GIVEN MATERIAL

━━━━━━━━

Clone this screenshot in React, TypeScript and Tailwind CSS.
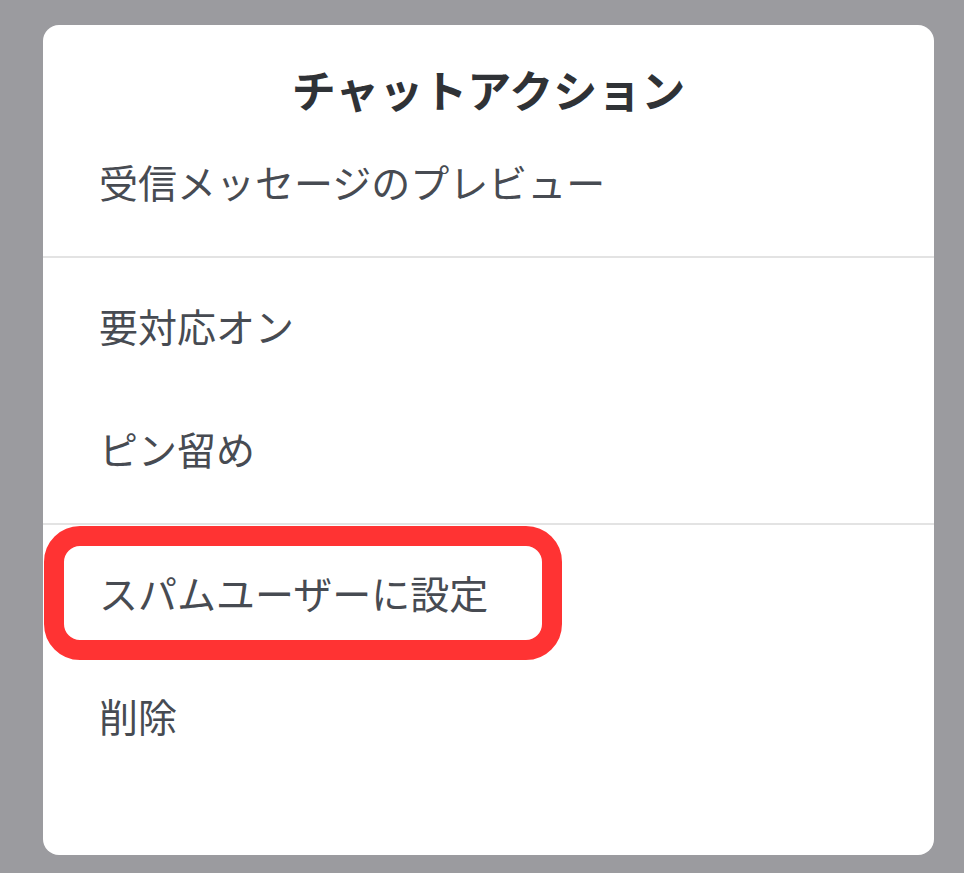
import React from "react";

const font = { fontFamily: '"Noto Sans CJK JP", "Noto Sans", sans-serif' };

function Row({ label, highlight }: { label: string; highlight?: boolean }) {
  return (
    <div className="relative h-[123px] flex items-center pl-[56px] pb-[6px]">
      {highlight && (
        <div className="absolute left-[1px] top-[-8px] w-[518px] h-[134px] border-[20px] border-[#ff3333] rounded-[36px]" />
      )}
      <span className="relative text-[39px] leading-none text-[#474b52]">{label}</span>
    </div>
  );
}

export default function App() {
  return (
    <div className="w-[964px] h-[873px] bg-[#9b9b9f] pt-[25px] pl-[43px]" style={font}>
      <div className="w-[891px] h-[830px] bg-white rounded-[16px] overflow-hidden">
        <div className="h-[98px] pt-[38px] text-center">
          <span className="text-[44px] leading-[52px] font-bold text-[#2f3236]">チャットアクション</span>
        </div>
        <div className="pb-[10px]">
          <Row label="受信メッセージのプレビュー" />
        </div>
        <div className="h-[2px] bg-[#e3e3e3]" />
        <div className="pt-[9px] pb-[10px]">
          <Row label="要対応オン" />
          <Row label="ピン留め" />
        </div>
        <div className="h-[2px] bg-[#e3e3e3]" />
        <div className="pt-[9px]">
          <Row label="スパムユーザーに設定" highlight />
          <Row label="削除" />
        </div>
      </div>
    </div>
  );
}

━━━━━━━━

TASK DESCRIPTION
Write out the listing word for word, omitting the pictures it holds.

SOLUTION FOR THIS PROBLEM
Clone this screenshot in React, TypeScript and Tailwind CSS.
import React from "react";

const font = { fontFamily: '"Noto Sans CJK JP", "Noto Sans", sans-serif' };

function Row({ label, highlight }: { label: string; highlight?: boolean }) {
  return (
    <div className="relative h-[123px] flex items-center pl-[56px] pb-[6px]">
      {highlight && (
        <div className="absolute left-[1px] top-[-8px] w-[518px] h-[134px] border-[20px] border-[#ff3333] rounded-[36px]" />
      )}
      <span className="relative text-[39px] leading-none text-[#474b52]">{label}</span>
    </div>
  );
}

export default function App() {
  return (
    <div className="w-[964px] h-[873px] bg-[#9b9b9f] pt-[25px] pl-[43px]" style={font}>
      <div className="w-[891px] h-[830px] bg-white rounded-[16px] overflow-hidden">
        <div className="h-[98px] pt-[38px] text-center">
          <span className="text-[44px] leading-[52px] font-bold text-[#2f3236]">チャットアクション</span>
        </div>
        <div className="pb-[10px]">
          <Row label="受信メッセージのプレビュー" />
        </div>
        <div className="h-[2px] bg-[#e3e3e3]" />
        <div className="pt-[9px] pb-[10px]">
          <Row label="要対応オン" />
          <Row label="ピン留め" />
        </div>
        <div className="h-[2px] bg-[#e3e3e3]" />
        <div className="pt-[9px]">
          <Row label="スパムユーザーに設定" highlight />
          <Row label="削除" />
        </div>
      </div>
    </div>
  );
}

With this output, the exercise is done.